RECORDED INFORMATION
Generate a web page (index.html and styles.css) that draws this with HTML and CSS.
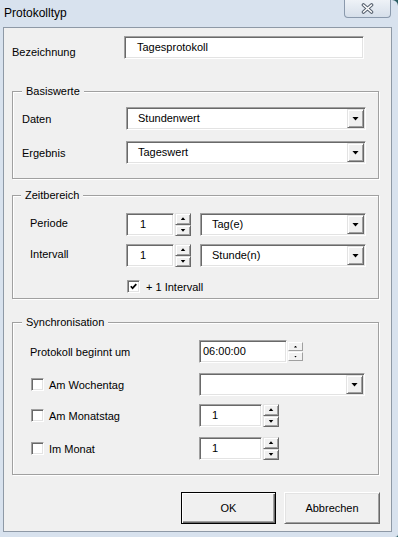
FILE: index.html
```html
<!DOCTYPE html>
<html lang="de">
  <head>
    <meta charset="UTF-8" />
    <meta name="viewport" content="width=device-width, initial-scale=1.0" />
    <title>Protokolltyp</title>
    <link rel="stylesheet" href="styles.css">
  </head>
  <body>
    <div class="window">
      <div class="titlebar">
        <span class="title">Protokolltyp</span>
        <div class="close">
          <svg width="13" height="11" viewBox="0 0 13 11">
            <path d="M2.5 2 L10.5 9 M10.5 2 L2.5 9" stroke="#56606e" stroke-width="3.6" stroke-linecap="round" fill="none" />
            <path d="M2.5 2 L10.5 9 M10.5 2 L2.5 9" stroke="#fff" stroke-width="1.6" stroke-linecap="round" fill="none" />
          </svg>
        </div>
      </div>
      <div class="client">
        <div class="name-row">
          <span class="name-label">Bezeichnung</span>
          <div class="sunken name-field">Tagesprotokoll</div>
        </div>

        <div class="group base">
          <div class="group-title">Basiswerte</div>
          <div class="row">
            <span class="label">Daten</span>
            <div class="sunken combo wide">
              <span class="value">Stundenwert</span>
              <span class="raised drop"><i class="arrow-down"></i></span>
            </div>
          </div>
          <div class="row">
            <span class="label">Ergebnis</span>
            <div class="sunken combo wide">
              <span class="value">Tageswert</span>
              <span class="raised drop"><i class="arrow-down"></i></span>
            </div>
          </div>
        </div>

        <div class="group range">
          <div class="group-title">Zeitbereich</div>
          <div class="row">
            <span class="label">Periode</span>
            <div class="sunken spin-field">1</div>
            <div class="spin">
              <span class="raised spin-btn"><i class="arrow-up"></i></span>
              <span class="raised spin-btn"><i class="arrow-small-down"></i></span>
            </div>
            <div class="sunken combo short">
              <span class="value">Tag(e)</span>
              <span class="raised drop"><i class="arrow-down"></i></span>
            </div>
          </div>
          <div class="row">
            <span class="label">Intervall</span>
            <div class="sunken spin-field">1</div>
            <div class="spin">
              <span class="raised spin-btn"><i class="arrow-up"></i></span>
              <span class="raised spin-btn"><i class="arrow-small-down"></i></span>
            </div>
            <div class="sunken combo short">
              <span class="value">Stunde(n)</span>
              <span class="raised drop"><i class="arrow-down"></i></span>
            </div>
          </div>
          <div class="check-row">
            <span class="checkbox">
              <svg width="7" height="7" viewBox="0 0 7 7">
                <polyline points="0.8,3.2 2.6,5.2 6.3,1.2" stroke="#000" stroke-width="1.7" fill="none" />
              </svg>
            </span>
            <span>+ 1 Intervall</span>
          </div>
        </div>

        <div class="group sync">
          <div class="group-title">Synchronisation</div>
          <div class="row">
            <span class="label">Protokoll beginnt um</span>
            <div class="sunken time-field">06:00:00</div>
            <div class="time-spin">
              <span class="time-btn"><i class="tiny-up"></i></span>
              <span class="time-btn"><i class="tiny-down"></i></span>
            </div>
          </div>
          <div class="row">
            <span class="label check-label"><span class="checkbox"></span>Am Wochentag</span>
            <div class="sunken combo short">
              <span class="value"></span>
              <span class="raised drop"><i class="arrow-down"></i></span>
            </div>
          </div>
          <div class="row tight">
            <span class="label check-label"><span class="checkbox"></span>Am Monatstag</span>
            <div class="sunken spin-field day">1</div>
            <div class="spin">
              <span class="raised spin-btn"><i class="arrow-up"></i></span>
              <span class="raised spin-btn"><i class="arrow-small-down"></i></span>
            </div>
          </div>
          <div class="row">
            <span class="label check-label"><span class="checkbox"></span>Im Monat</span>
            <div class="sunken spin-field day">1</div>
            <div class="spin">
              <span class="raised spin-btn"><i class="arrow-up"></i></span>
              <span class="raised spin-btn"><i class="arrow-small-down"></i></span>
            </div>
          </div>
        </div>

        <div class="buttons">
          <div class="btn default">OK</div>
          <div class="btn">Abbrechen</div>
        </div>
      </div>
    </div>
  </body>
</html>
```

FILE: styles.css
```css
body {
  margin: 0;
  background-color: #2b5d62;
  font-family: "Liberation Sans", Arial, sans-serif;
  font-size: 11px;
  color: #000;
}
.window {
  width: 398px;
  height: 537px;
  background-color: #d8e2ee;
  border-radius: 0 6px 3px 0;
  display: flex;
  flex-direction: column;
}
.titlebar {
  height: 27px;
  display: flex;
  align-items: flex-start;
  flex-shrink: 0;
}
.title {
  padding: 6px 0 0 4px;
  font-size: 12px;
  line-height: 15px;
}
.close {
  margin-left: auto;
  margin-right: 7px;
  width: 47px;
  height: 18px;
  box-sizing: border-box;
  border: 1px solid #8a99ac;
  border-top: none;
  border-radius: 0 0 4px 4px;
  background: linear-gradient(#eef2f7, #d6dfea);
  display: flex;
  justify-content: center;
  align-items: center;
}
.client {
  margin-left: 3px;
  width: 389px;
  height: 505px;
  box-sizing: border-box;
  border: 1px solid #8e99a6;
  background-color: #f0f0f0;
  display: flex;
  flex-direction: column;
}

/* 3d edges */
.sunken {
  box-sizing: border-box;
  border: 1px solid;
  border-color: #a0a0a0 #fff #fff #a0a0a0;
  box-shadow: inset 1px 1px 0 #696969, inset -1px -1px 0 #e3e3e3;
  background-color: #fff;
}
.raised {
  box-sizing: border-box;
  border: 1px solid;
  border-color: #e3e3e3 #696969 #696969 #e3e3e3;
  box-shadow: inset 1px 1px 0 #fff, inset -1px -1px 0 #a0a0a0;
  background-color: #f0f0f0;
}

.name-row {
  margin: 8px 0 0 8px;
  height: 23px;
  display: flex;
  align-items: center;
}
.name-label {
  width: 112px;
  padding-top: 8px;
}
.name-field {
  width: 240px;
  height: 23px;
  padding-left: 12px;
  line-height: 21px;
}

.group {
  margin: 32px 0 0 8px;
  width: 367px;
  box-sizing: border-box;
  border: 1px solid #a0a0a0;
  box-shadow: inset 1px 1px 0 #fff, 1px 1px 0 #fff;
  display: flex;
  flex-direction: column;
}
.group-title {
  align-self: flex-start;
  margin-top: -7px;
  padding: 0 4px;
  line-height: 13px;
  background-color: #f0f0f0;
}
.row {
  height: 23px;
  display: flex;
  align-items: center;
}
.label {
  flex-shrink: 0;
}

.base {
  padding: 0 0 14px 9px;
}
.base .group-title {
  margin-left: 0;
}
.base .label {
  width: 104px;
}
.base .group-title + .row {
  margin-top: 9px;
}
.base .row + .row {
  margin-top: 11px;
}

.range {
  margin-top: 16px;
  padding: 0 0 5px 17px;
}
.range .group-title {
  margin-left: -9px;
}
.range .label {
  width: 96px;
  padding-bottom: 3px;
}
.range .group-title + .row {
  margin-top: 11px;
}
.range .row + .row {
  margin-top: 8px;
}
.check-row {
  margin-top: 13px;
  height: 13px;
  padding-left: 97px;
  display: flex;
  align-items: center;
}
.check-row .checkbox {
  margin-right: 6px;
}

.sync {
  margin-top: 23px;
  padding: 0 0 14px 17px;
}
.sync .group-title {
  margin-left: -8px;
}
.sync .label {
  width: 169px;
}
.sync .row {
  margin-top: 10px;
}
.sync .group-title + .row {
  margin-top: 11px;
}
.sync .row.tight {
  margin-top: 8px;
}
.check-label {
  display: flex;
  align-items: center;
}
.check-label .checkbox {
  margin: 0 5px 0 1px;
}

.combo {
  height: 23px;
  padding: 1px 1px 1px 11px;
  display: flex;
}
.combo.wide {
  width: 240px;
}
.combo.short {
  width: 166px;
}
.combo .value {
  flex: 1;
  line-height: 19px;
}
.drop {
  width: 17px;
  display: flex;
  justify-content: center;
  align-items: center;
}
.arrow-down {
  width: 7px;
  height: 4px;
  background-color: #000;
  clip-path: polygon(0 0, 100% 0, 50% 100%);
}

.spin-field {
  width: 48px;
  height: 23px;
  padding-left: 13px;
  line-height: 21px;
}
.spin-field.day {
  width: 63px;
  padding-left: 12px;
}
.spin {
  width: 16px;
  height: 23px;
  margin: 0 9px 0 1px;
  display: flex;
  flex-direction: column;
}
.spin-btn {
  flex: 1;
  display: flex;
  justify-content: center;
  align-items: center;
}
.arrow-up {
  width: 5px;
  height: 3px;
  background-color: #000;
  clip-path: polygon(50% 0, 100% 100%, 0 100%);
}
.arrow-small-down {
  width: 5px;
  height: 3px;
  background-color: #000;
  clip-path: polygon(0 0, 100% 0, 50% 100%);
}

.time-field {
  width: 88px;
  height: 23px;
  padding-left: 3px;
  line-height: 21px;
}
.time-spin {
  width: 16px;
  height: 23px;
  padding: 2px 0 2px 1px;
  box-sizing: border-box;
  display: flex;
  flex-direction: column;
  gap: 1px;
}
.time-btn {
  flex: 1;
  box-sizing: border-box;
  border: 1px solid;
  border-color: #fff #a0a0a0 #a0a0a0 #fff;
  background-color: #f2f2f2;
  display: flex;
  justify-content: center;
  align-items: center;
}
.tiny-up {
  width: 3px;
  height: 2px;
  background-color: #000;
  clip-path: polygon(50% 0, 100% 100%, 0 100%);
}
.tiny-down {
  width: 3px;
  height: 2px;
  background-color: #000;
  clip-path: polygon(0 0, 100% 0, 50% 100%);
}

.checkbox {
  width: 13px;
  height: 13px;
  flex-shrink: 0;
  box-sizing: border-box;
  border: 1px solid;
  border-color: #a0a0a0 #fff #fff #a0a0a0;
  box-shadow: inset 1px 1px 0 #696969, inset -1px -1px 0 #e3e3e3;
  background-color: #fff;
  display: flex;
  justify-content: center;
  align-items: center;
}

.buttons {
  margin: 17px 11px 0 0;
  display: flex;
  justify-content: flex-end;
  gap: 8px;
}
.btn {
  width: 96px;
  height: 32px;
  box-sizing: border-box;
  border: 1px solid;
  border-color: #fff #696969 #696969 #fff;
  box-shadow: inset 1px 1px 0 #e3e3e3, inset -1px -1px 0 #a0a0a0;
  background-color: #f0f0f0;
  display: flex;
  justify-content: center;
  align-items: center;
}
.btn.default {
  width: 95px;
  border: 1px solid #000;
  box-shadow: inset 1px 1px 0 #fff, inset -1px -1px 0 #696969, inset -2px -2px 0 #a0a0a0;
}
```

WHAT YOU WILL DO
Extract all lines containing the word "index".

TASK RESPONSE
Generate a web page (index.html and styles.css) that draws this with HTML and CSS.
FILE: index.html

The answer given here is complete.